Exercise objective: Copy out all lines in the data below containing the string "index".

Material:
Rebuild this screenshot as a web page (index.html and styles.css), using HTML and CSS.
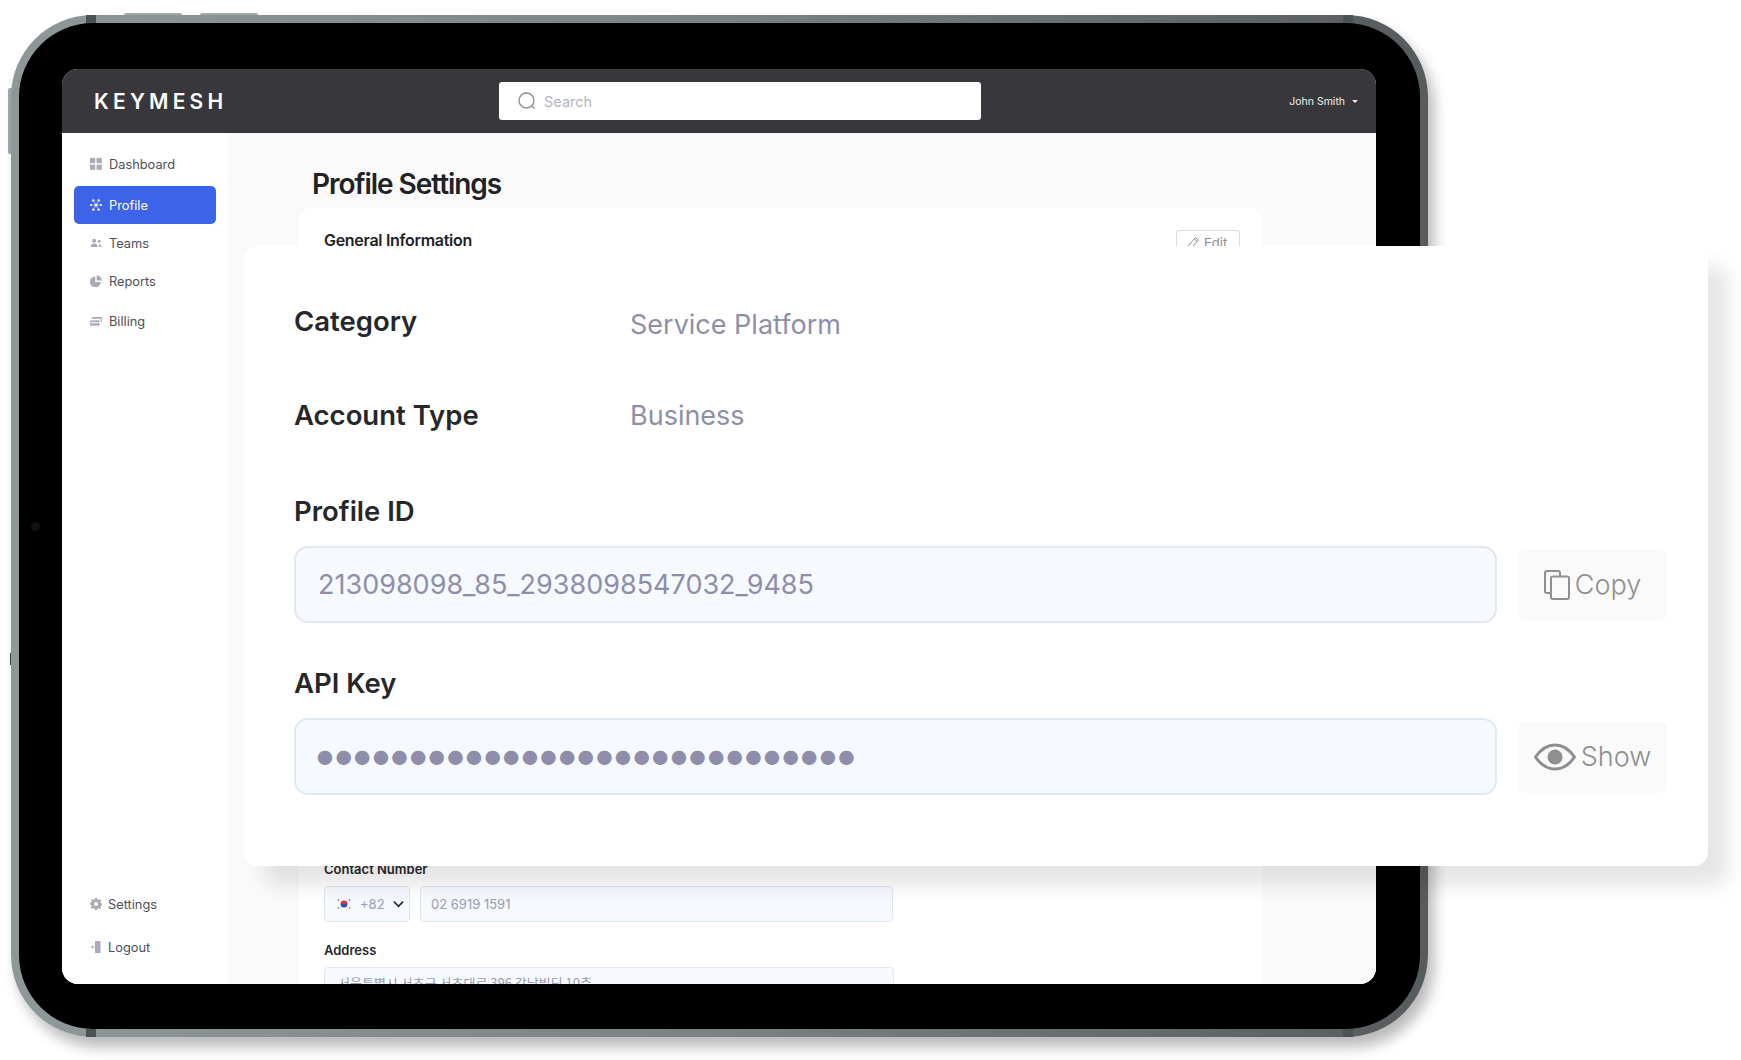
FILE: index.html
```html
<!DOCTYPE html>
<html lang="en">
<head>
    <meta charset="UTF-8">
    <meta name="viewport" content="width=device-width, initial-scale=1.0">
    <title>Keymesh Profile Settings</title>
    <link rel="stylesheet" href="styles.css">
</head>
<body>
    <div class="stage">
        <div class="side-key top-key key-one"></div>
        <div class="side-key top-key key-two"></div>
        <div class="side-key left-key"></div>
        <div class="side-key left-mark"></div>
        <div class="device">
            <div class="band band-tl"></div>
            <div class="band band-tr"></div>
            <div class="band band-bl"></div>
            <div class="band band-br"></div>
            <div class="bezel">
                <div class="camera"></div>
                <div class="screen">
                    <header class="topbar">
                        <div class="logo">KEYMESH</div>
                        <div class="search">
                            <svg class="search-icon" viewBox="0 0 20 20"><circle cx="9.5" cy="9.5" r="7.5"/><path d="M15 15l2.5 2.5"/></svg>
                            <span>Search</span>
                        </div>
                        <div class="user">John Smith <span class="caret"></span></div>
                    </header>
                    <div class="content">
                        <nav class="sidebar">
                            <a class="nav-item">
                                <svg class="nav-icon" viewBox="0 0 12 12"><rect width="5.2" height="5.2"/><rect x="6.6" width="5.2" height="5.2"/><rect y="6.6" width="5.2" height="5.2"/><rect x="6.6" y="6.6" width="5.2" height="5.2"/></svg>
                                Dashboard
                            </a>
                            <a class="nav-item active">
                                <svg class="nav-icon" viewBox="0 0 12 12"><circle cx="6" cy="6" r="1.5"/><circle cx="1" cy="6" r="1.1"/><circle cx="11" cy="6" r="1.1"/><circle cx="3.3" cy="1.400" r="1.2"/><circle cx="8.700" cy="1.400" r="1.2"/><circle cx="3.3" cy="10.600" r="1.2"/><circle cx="8.700" cy="10.600" r="1.2"/><path class="spokes" d="M3.300 1.400l5.400 9.200M8.700 1.400l-5.400 9.200M1 6h10"/></svg>
                                Profile
                            </a>
                            <a class="nav-item">
                                <svg class="nav-icon" viewBox="0 0 12 12"><circle cx="4.2" cy="3.8" r="2"/><path d="M.6 10c0-2.4 1.5-3.6 3.6-3.6S7.8 7.6 7.8 10z"/><circle cx="9.2" cy="4.2" r="1.5"/><path d="M8.8 7c1.6 0 2.7 1 2.7 3H9.2c0-1.200-.2-2.200-.4-3z"/></svg>
                                Teams
                            </a>
                            <a class="nav-item">
                                <svg class="nav-icon" viewBox="0 0 12 12"><path d="M5.300 1.500v5.400h5.400A5.400 5.400 0 1 1 5.300 1.500z"/><path d="M6.700.2A5 5 0 0 1 11.600 5.500H6.700z"/></svg>
                                Reports
                            </a>
                            <a class="nav-item">
                                <svg class="nav-icon" viewBox="0 0 12 12"><rect x="0" y="5.400" width="9.600" height="1.800"/><rect x="0" y="8.200" width="9.600" height="2.400"/><path d="M1.800 3.800V2h10v5.400h-1V3.800z"/></svg>
                                Billing
                            </a>
                            <a class="nav-item nav-bottom">
                                <svg class="nav-icon" viewBox="0 0 12 12"><path fill-rule="evenodd" d="M4.900 0h2.200l.3 1.600 1 .4L9.800 1l1.500 1.500-1 1.400.4 1 1.700.3v2.200l-1.700.3-.4 1 1 1.400L9.800 11l-1.400-1-1 .4-.3 1.600H4.900l-.3-1.600-1-.4-1.400 1L.7 9.500l1-1.400-.4-1L0 6.800V4.600l1.600-.3.4-1-1-1.400L2.300 1l1.400 1 1-.4zM6 3.900a2 2 0 1 0 0 4 2 2 0 0 0 0-4z"/></svg>
                                Settings
                            </a>
                            <a class="nav-item nav-logout">
                                <svg class="nav-icon" viewBox="0 0 12 12"><path d="M5 0h5.500v12H5z"/><path d="M.8 6l2.200-1.800v1.200h1.500v1.200H3v1.200z"/></svg>
                                Logout
                            </a>
                        </nav>
                        <main class="main">
                            <h1 class="page-title">Profile Settings</h1>
                            <section class="card">
                                <div class="card-head">
                                    <h2>General Information</h2>
                                    <button class="edit-btn">
                                        <svg viewBox="0 0 14 14"><path d="M2 12.500l.8-3.500 6.700-7.300 2.800 2.500-6.800 7.300zM8.300 3l2.800 2.500"/></svg>
                                        Edit
                                    </button>
                                </div>
                                <label class="field-label contact-label">Contact Number</label>
                                <div class="phone-row">
                                    <div class="code-box">
                                        <svg class="flag" viewBox="0 0 14 14">
                                            <path d="M3.500 7a3.500 3.500 0 0 1 7 0z" fill="#d8324a"/>
                                            <path d="M3.500 7a3.500 3.500 0 0 0 7 0z" fill="#2c55a8"/>
                                            <g fill="#555"><circle cx="1.500" cy="3" r=".8"/><circle cx="12.500" cy="3" r=".8"/><circle cx="1.500" cy="11" r=".8"/><circle cx="12.500" cy="11" r=".8"/></g>
                                        </svg>
                                        <span>+82</span>
                                        <svg class="chevron" viewBox="0 0 12 8"><path d="M1 1.500l5 5 5-5"/></svg>
                                    </div>
                                    <div class="text-box phone-box">02 6919 1591</div>
                                </div>
                                <label class="field-label address-label">Address</label>
                                <div class="text-box address-box">서울특별시 서초구 서초대로 396 강남빌딩 10층</div>
                            </section>
                        </main>
                    </div>
                </div>
            </div>
        </div>

        <section class="panel">
            <div class="info-row">
                <div class="info-name">Category</div>
                <div class="info-value">Service Platform</div>
            </div>
            <div class="info-row account-row">
                <div class="info-name">Account Type</div>
                <div class="info-value">Business</div>
            </div>
            <div class="key-title id-title">Profile ID</div>
            <div class="key-row">
                <div class="key-box">213098098_85_2938098547032_9485</div>
                <button class="key-btn">
                    <svg class="copy-icon" viewBox="0 0 26 30"><path d="M6 23H3a2 2 0 0 1-2-2V3a2 2 0 0 1 2-2h11a2 2 0 0 1 2 2v3"/><rect x="7" y="6.500" width="18" height="22.500" rx="2"/></svg>
                    Copy
                </button>
            </div>
            <div class="key-title api-title">API Key</div>
            <div class="key-row">
                <div class="key-box dots">•••••••••••••••••••••••••••••</div>
                <button class="key-btn show-btn">
                    <svg class="eye-icon" viewBox="0 0 42 28"><path class="eye-line" d="M1.500 14C7 6 13.500 2 21 2s14 4 19.500 12C35 22 28.500 26 21 26S7 22 1.500 14z"/><circle cx="21" cy="14" r="7.500"/></svg>
                    Show
                </button>
            </div>
        </section>
    </div>
</body>
</html>
```

FILE: styles.css
```css
* {
    box-sizing: border-box;
}
html, body {
    margin: 0;
    padding: 0;
    height: 100%;
    background: #fff;
    overflow: hidden;
}
body {
    font-family: Inter, "Noto Sans", sans-serif;
}
.stage {
    position: relative;
    width: 1741px;
    height: 1060px;
    padding: 15px 0 0 11px;
}

/* tablet frame */
.device {
    position: relative;
    width: 1417px;
    height: 1022px;
    padding: 8px;
    border-radius: 82px;
    background: linear-gradient(90deg, #8f9899 0%, #7b8283 50%, #565c5e 100%);
    box-shadow: 6px 10px 14px rgba(0,0,0,0.28);
}
.bezel {
    position: relative;
    height: 100%;
    padding: 46px 44px 45px 43px;
    border-radius: 74px;
    background: #000;
}
.band {
    position: absolute;
    width: 10px;
    height: 8px;
    background: #4c5254;
}
.band-tl { left: 75px; top: 0; }
.band-tr { right: 75px; top: 0; }
.band-bl { left: 75px; bottom: 0; }
.band-br { right: 75px; bottom: 0; }
.side-key {
    position: absolute;
    background: #a4aaac;
}
.top-key {
    top: 13px;
    height: 3px;
    width: 58px;
    border-radius: 2px 2px 0 0;
}
.key-one { left: 124px; }
.key-two { left: 200px; }
.left-key {
    left: 8px;
    top: 88px;
    width: 4px;
    height: 66px;
    border-radius: 2px 0 0 2px;
}
.left-mark {
    left: 10px;
    top: 653px;
    width: 3px;
    height: 12px;
    background: #3f4446;
}
.camera {
    position: absolute;
    left: 12px;
    top: 499px;
    width: 9px;
    height: 9px;
    border-radius: 50%;
    background: #101214;
}
.screen {
    display: flex;
    flex-direction: column;
    height: 100%;
    border-radius: 16px;
    overflow: hidden;
    background: #fff;
}

/* top bar */
.topbar {
    display: flex;
    align-items: center;
    flex: none;
    height: 64px;
    padding: 0 18px 0 32px;
    background: #38383c;
}
.logo {
    width: 405px;
    color: #fff;
    font-size: 21px;
    font-weight: 600;
    letter-spacing: 4.200px;
}
.search {
    display: flex;
    align-items: center;
    width: 482px;
    height: 38px;
    padding-left: 18px;
    border-radius: 3px;
    background: #fff;
    color: #b4b4c0;
    font-size: 14.500px;
}
.search-icon {
    width: 20px;
    height: 20px;
    margin-right: 7px;
    fill: none;
    stroke: #8c8c94;
    stroke-width: 1.3;
}
.user {
    margin-left: auto;
    color: #eee;
    font-size: 10.500px;
}
.caret {
    display: inline-block;
    margin-left: 4px;
    vertical-align: 2px;
    border-left: 3px solid transparent;
    border-right: 3px solid transparent;
    border-top: 3.500px solid #eee;
}

/* sidebar */
.content {
    display: flex;
    flex: 1;
    min-height: 0;
}
.sidebar {
    display: flex;
    flex-direction: column;
    flex: none;
    width: 166px;
    padding: 12px 12px 18px 12px;
    background: #fff;
}
.nav-item {
    display: flex;
    align-items: center;
    flex: none;
    height: 38px;
    padding-left: 16px;
    border-radius: 5px;
    color: #4e4e56;
    font-size: 12.800px;
}
.nav-icon {
    width: 12px;
    height: 12px;
    margin-right: 7px;
    fill: #aaaab5;
}
.active {
    margin-top: 3px;
    background: #3d63e8;
    color: #fff;
}
.active .nav-icon {
    fill: #fff;
}
.spokes {
    fill: none;
    stroke: #fff;
    stroke-width: .5;
}
.nav-item:nth-child(5) {
    margin-top: 2px;
}
.nav-bottom {
    margin-top: auto;
}
.nav-bottom .nav-icon, .nav-logout .nav-icon {
    margin-right: 6px;
}
.nav-logout {
    margin-top: 5px;
}

/* page behind the panel */
.main {
    flex: 1;
    min-width: 0;
    padding: 33px 114px 0 71px;
    background: #fafafa;
    overflow: hidden;
}
.page-title {
    margin: 0 0 6px 13px;
    color: #222226;
    font-size: 28px;
    line-height: 36px;
    font-weight: 600;
    letter-spacing: -1.050px;
}
.card {
    height: 900px;
    padding: 22px 22px 0 25px;
    border-radius: 12px;
    background: #fff;
}
.card-head {
    display: flex;
    align-items: flex-start;
    justify-content: space-between;
}
.card-head h2 {
    margin: 0;
    color: #222226;
    font-size: 16px;
    line-height: 20px;
    font-weight: 600;
    letter-spacing: -0.3px;
}
.edit-btn {
    display: flex;
    align-items: center;
    gap: 4px;
    height: 24px;
    width: 64px;
    padding: 0 0 0 9px;
    border: 1px solid #ddd;
    border-bottom: none;
    border-radius: 3px 3px 0 0;
    background: #fff;
    color: #8c8c8c;
    font-family: Inter, sans-serif;
    font-size: 13px;
}
.edit-btn svg {
    width: 14px;
    height: 14px;
    fill: none;
    stroke: #8c8c8c;
}
.field-label {
    display: block;
    color: #28282c;
    font-size: 13px;
    line-height: 16px;
    font-weight: 600;
}
.contact-label {
    margin-top: 607px;
}
.phone-row {
    display: flex;
    gap: 10px;
    margin-top: 9px;
}
.code-box, .text-box {
    height: 36px;
    border: 1px solid #dfe7f1;
    border-radius: 4px;
    background: #f6f9fe;
    color: #9a9ab2;
    font-size: 13px;
}
.code-box {
    display: flex;
    align-items: center;
    width: 86px;
    padding-left: 12px;
}
.flag {
    width: 14px;
    height: 14px;
    margin-right: 9px;
}
.chevron {
    width: 11px;
    height: 8px;
    margin-left: 8px;
    fill: none;
    stroke: #28282c;
    stroke-width: 1.800;
}
.text-box {
    display: flex;
    align-items: center;
    width: 473px;
    padding-left: 10px;
}
.address-label {
    margin-top: 20px;
}
.address-box {
    align-items: flex-start;
    margin-top: 9px;
    width: 570px;
    padding: 6px 0 0 13px;
    font-family: "Noto Sans CJK KR", Inter, sans-serif;
    font-size: 13px;
    line-height: 18px;
}

/* floating panel */
.panel {
    position: absolute;
    left: 244px;
    top: 246px;
    width: 1464px;
    height: 620px;
    padding: 45px 37px 0 50px;
    border-radius: 14px;
    background: #fff;
    box-shadow: 20px 20px 20px rgba(0,0,0,0.1);
}
.info-row {
    display: flex;
    align-items: center;
    height: 60px;
}
.account-row {
    margin-top: 34px;
}
.info-name {
    width: 336px;
    color: #27272a;
    font-size: 27.500px;
    font-weight: 600;
}
.info-value {
    color: #8e8eaa;
    font-size: 27px;
    padding-top: 7px;
}
.account-row .info-value {
    padding-top: 0;
}
.key-title {
    color: #27272a;
    font-size: 27.500px;
    line-height: 36px;
    font-weight: 600;
}
.id-title {
    margin-top: 48px;
}
.api-title {
    margin-top: 42px;
}
.key-row {
    display: flex;
    align-items: center;
    gap: 21px;
    margin-top: 17px;
}
.key-box {
    display: flex;
    align-items: center;
    flex: none;
    width: 1203px;
    height: 77px;
    padding-left: 22px;
    border: 2px solid #e0e8f2;
    border-radius: 14px;
    background: #f6f9fe;
    color: #8e8eaa;
    font-size: 27px;
}
.dots {
    padding: 0 0 6px 16px;
    font-size: 46px;
    letter-spacing: -7.250px;
    line-height: 1;
}
.key-btn {
    display: flex;
    align-items: center;
    justify-content: center;
    gap: 5px;
    width: 149px;
    height: 72px;
    padding: 0;
    border: none;
    border-radius: 8px;
    background: #fafafa;
    color: #8f8f8f;
    font-family: Inter, sans-serif;
    font-size: 27px;
    font-weight: 300;
}
.copy-icon {
    width: 26px;
    height: 30px;
    fill: none;
    stroke: #8f8f8f;
    stroke-width: 2;
}
.eye-icon {
    width: 42px;
    height: 28px;
    fill: #8f8f8f;
}
.eye-line {
    fill: none;
    stroke: #8f8f8f;
    stroke-width: 3;
}
```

The completed task:
Rebuild this screenshot as a web page (index.html and styles.css), using HTML and CSS.
FILE: index.html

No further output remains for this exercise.